> [Exercise requirements]:
Skip every image and restate the data word for word.

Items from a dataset
·····

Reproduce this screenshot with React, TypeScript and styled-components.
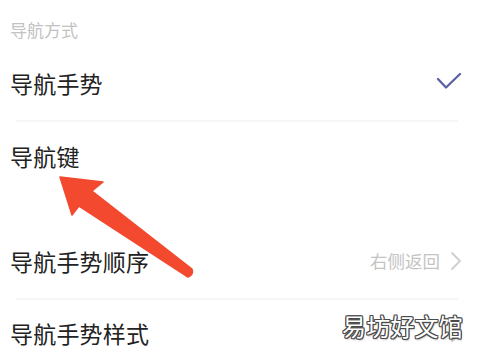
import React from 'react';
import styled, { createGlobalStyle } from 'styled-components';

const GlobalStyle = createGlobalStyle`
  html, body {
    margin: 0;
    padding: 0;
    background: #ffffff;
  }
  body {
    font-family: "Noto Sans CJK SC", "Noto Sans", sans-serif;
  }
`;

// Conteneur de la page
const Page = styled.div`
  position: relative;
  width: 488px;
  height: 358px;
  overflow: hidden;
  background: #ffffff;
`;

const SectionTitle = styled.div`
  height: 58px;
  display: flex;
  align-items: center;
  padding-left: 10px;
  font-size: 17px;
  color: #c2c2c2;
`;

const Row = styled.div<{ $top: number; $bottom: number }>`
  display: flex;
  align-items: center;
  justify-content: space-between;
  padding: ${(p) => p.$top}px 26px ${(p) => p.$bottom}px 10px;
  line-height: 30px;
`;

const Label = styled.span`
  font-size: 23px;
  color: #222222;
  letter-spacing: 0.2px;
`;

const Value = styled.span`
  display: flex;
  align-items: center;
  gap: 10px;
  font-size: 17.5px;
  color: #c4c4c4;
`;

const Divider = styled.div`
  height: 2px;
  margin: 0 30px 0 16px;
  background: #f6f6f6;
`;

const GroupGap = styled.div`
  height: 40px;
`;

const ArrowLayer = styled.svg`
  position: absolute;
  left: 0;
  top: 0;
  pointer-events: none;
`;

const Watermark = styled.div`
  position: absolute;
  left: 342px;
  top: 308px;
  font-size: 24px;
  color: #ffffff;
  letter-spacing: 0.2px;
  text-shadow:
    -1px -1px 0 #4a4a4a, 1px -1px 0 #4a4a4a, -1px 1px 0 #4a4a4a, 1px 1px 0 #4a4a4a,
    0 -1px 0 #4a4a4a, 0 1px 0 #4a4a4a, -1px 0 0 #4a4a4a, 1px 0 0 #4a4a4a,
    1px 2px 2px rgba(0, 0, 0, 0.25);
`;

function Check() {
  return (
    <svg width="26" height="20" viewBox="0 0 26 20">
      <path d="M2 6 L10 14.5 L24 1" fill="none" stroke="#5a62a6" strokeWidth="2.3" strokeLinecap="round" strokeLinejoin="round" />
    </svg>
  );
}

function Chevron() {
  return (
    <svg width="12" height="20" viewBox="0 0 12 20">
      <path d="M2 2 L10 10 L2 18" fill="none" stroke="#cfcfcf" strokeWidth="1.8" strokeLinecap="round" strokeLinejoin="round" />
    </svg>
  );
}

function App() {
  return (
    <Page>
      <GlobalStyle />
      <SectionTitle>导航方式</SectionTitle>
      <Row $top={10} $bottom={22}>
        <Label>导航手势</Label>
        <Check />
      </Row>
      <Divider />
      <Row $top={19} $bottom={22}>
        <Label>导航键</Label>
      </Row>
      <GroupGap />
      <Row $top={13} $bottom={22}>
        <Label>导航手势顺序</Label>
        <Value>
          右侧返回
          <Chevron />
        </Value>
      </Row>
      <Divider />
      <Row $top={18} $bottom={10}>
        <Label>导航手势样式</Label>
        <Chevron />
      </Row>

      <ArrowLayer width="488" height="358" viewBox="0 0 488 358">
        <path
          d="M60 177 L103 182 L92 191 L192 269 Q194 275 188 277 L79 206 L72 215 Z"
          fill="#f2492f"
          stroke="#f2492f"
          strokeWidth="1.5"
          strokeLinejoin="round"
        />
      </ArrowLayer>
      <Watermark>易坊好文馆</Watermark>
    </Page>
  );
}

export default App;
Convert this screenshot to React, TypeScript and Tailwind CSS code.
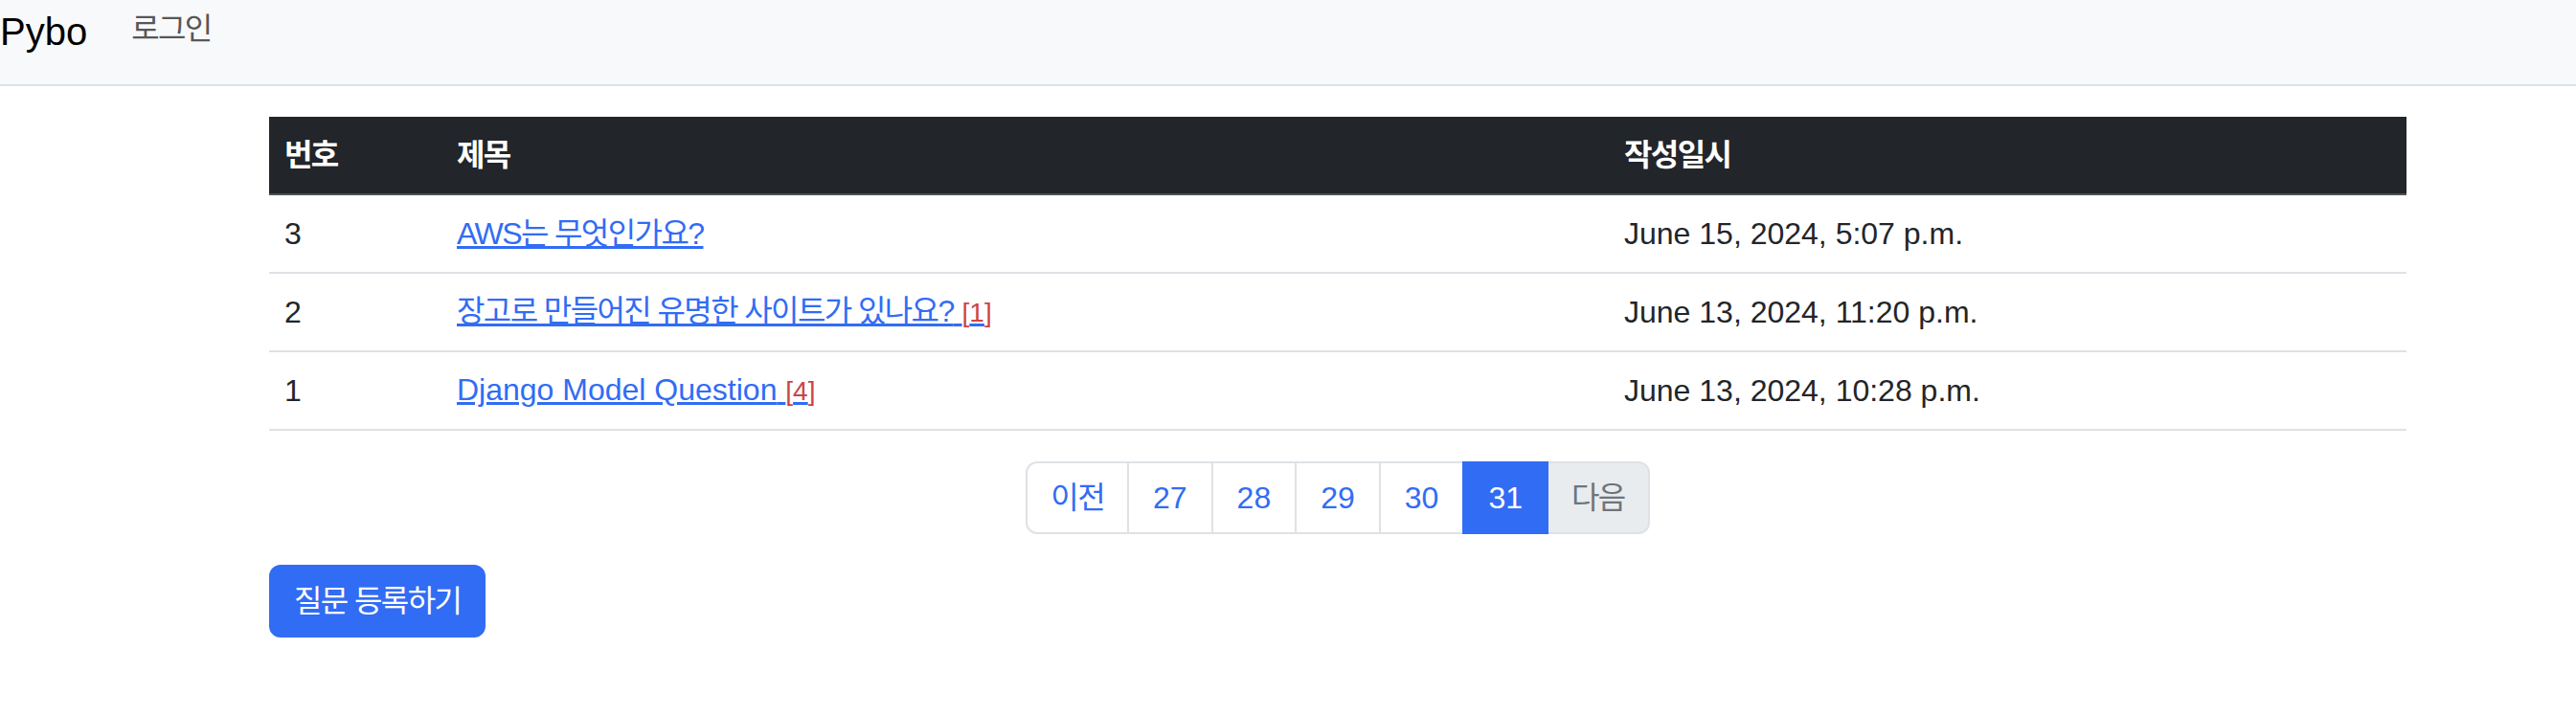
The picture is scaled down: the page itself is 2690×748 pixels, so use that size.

·····

> [The solution]:
Reproduce this screenshot with React, TypeScript and styled-components.
import React from 'react';
import styled, { createGlobalStyle } from 'styled-components';

const GlobalStyle = createGlobalStyle`
  html, body {
    margin: 0;
    padding: 0;
    background: #ffffff;
  }
  body {
    font-family: "Noto Sans CJK SC", "Noto Sans", sans-serif;
  }
`;

// Conteneur de la page
const Page = styled.div`
  position: relative;
  width: 488px;
  height: 358px;
  overflow: hidden;
  background: #ffffff;
`;

const SectionTitle = styled.div`
  height: 58px;
  display: flex;
  align-items: center;
  padding-left: 10px;
  font-size: 17px;
  color: #c2c2c2;
`;

const Row = styled.div<{ $top: number; $bottom: number }>`
  display: flex;
  align-items: center;
  justify-content: space-between;
  padding: ${(p) => p.$top}px 26px ${(p) => p.$bottom}px 10px;
  line-height: 30px;
`;

const Label = styled.span`
  font-size: 23px;
  color: #222222;
  letter-spacing: 0.2px;
`;

const Value = styled.span`
  display: flex;
  align-items: center;
  gap: 10px;
  font-size: 17.5px;
  color: #c4c4c4;
`;

const Divider = styled.div`
  height: 2px;
  margin: 0 30px 0 16px;
  background: #f6f6f6;
`;

const GroupGap = styled.div`
  height: 40px;
`;

const ArrowLayer = styled.svg`
  position: absolute;
  left: 0;
  top: 0;
  pointer-events: none;
`;

const Watermark = styled.div`
  position: absolute;
  left: 342px;
  top: 308px;
  font-size: 24px;
  color: #ffffff;
  letter-spacing: 0.2px;
  text-shadow:
    -1px -1px 0 #4a4a4a, 1px -1px 0 #4a4a4a, -1px 1px 0 #4a4a4a, 1px 1px 0 #4a4a4a,
    0 -1px 0 #4a4a4a, 0 1px 0 #4a4a4a, -1px 0 0 #4a4a4a, 1px 0 0 #4a4a4a,
    1px 2px 2px rgba(0, 0, 0, 0.25);
`;

function Check() {
  return (
    <svg width="26" height="20" viewBox="0 0 26 20">
      <path d="M2 6 L10 14.5 L24 1" fill="none" stroke="#5a62a6" strokeWidth="2.3" strokeLinecap="round" strokeLinejoin="round" />
    </svg>
  );
}

function Chevron() {
  return (
    <svg width="12" height="20" viewBox="0 0 12 20">
      <path d="M2 2 L10 10 L2 18" fill="none" stroke="#cfcfcf" strokeWidth="1.8" strokeLinecap="round" strokeLinejoin="round" />
    </svg>
  );
}

function App() {
  return (
    <Page>
      <GlobalStyle />
      <SectionTitle>导航方式</SectionTitle>
      <Row $top={10} $bottom={22}>
        <Label>导航手势</Label>
        <Check />
      </Row>
      <Divider />
      <Row $top={19} $bottom={22}>
        <Label>导航键</Label>
      </Row>
      <GroupGap />
      <Row $top={13} $bottom={22}>
        <Label>导航手势顺序</Label>
        <Value>
          右侧返回
          <Chevron />
        </Value>
      </Row>
      <Divider />
      <Row $top={18} $bottom={10}>
        <Label>导航手势样式</Label>
        <Chevron />
      </Row>

      <ArrowLayer width="488" height="358" viewBox="0 0 488 358">
        <path
          d="M60 177 L103 182 L92 191 L192 269 Q194 275 188 277 L79 206 L72 215 Z"
          fill="#f2492f"
          stroke="#f2492f"
          strokeWidth="1.5"
          strokeLinejoin="round"
        />
      </ArrowLayer>
      <Watermark>易坊好文馆</Watermark>
    </Page>
  );
}

export default App;
Convert this screenshot to React, TypeScript and Tailwind CSS code.
The picture is scaled down: the page itself is 2690×748 pixels, so use that size.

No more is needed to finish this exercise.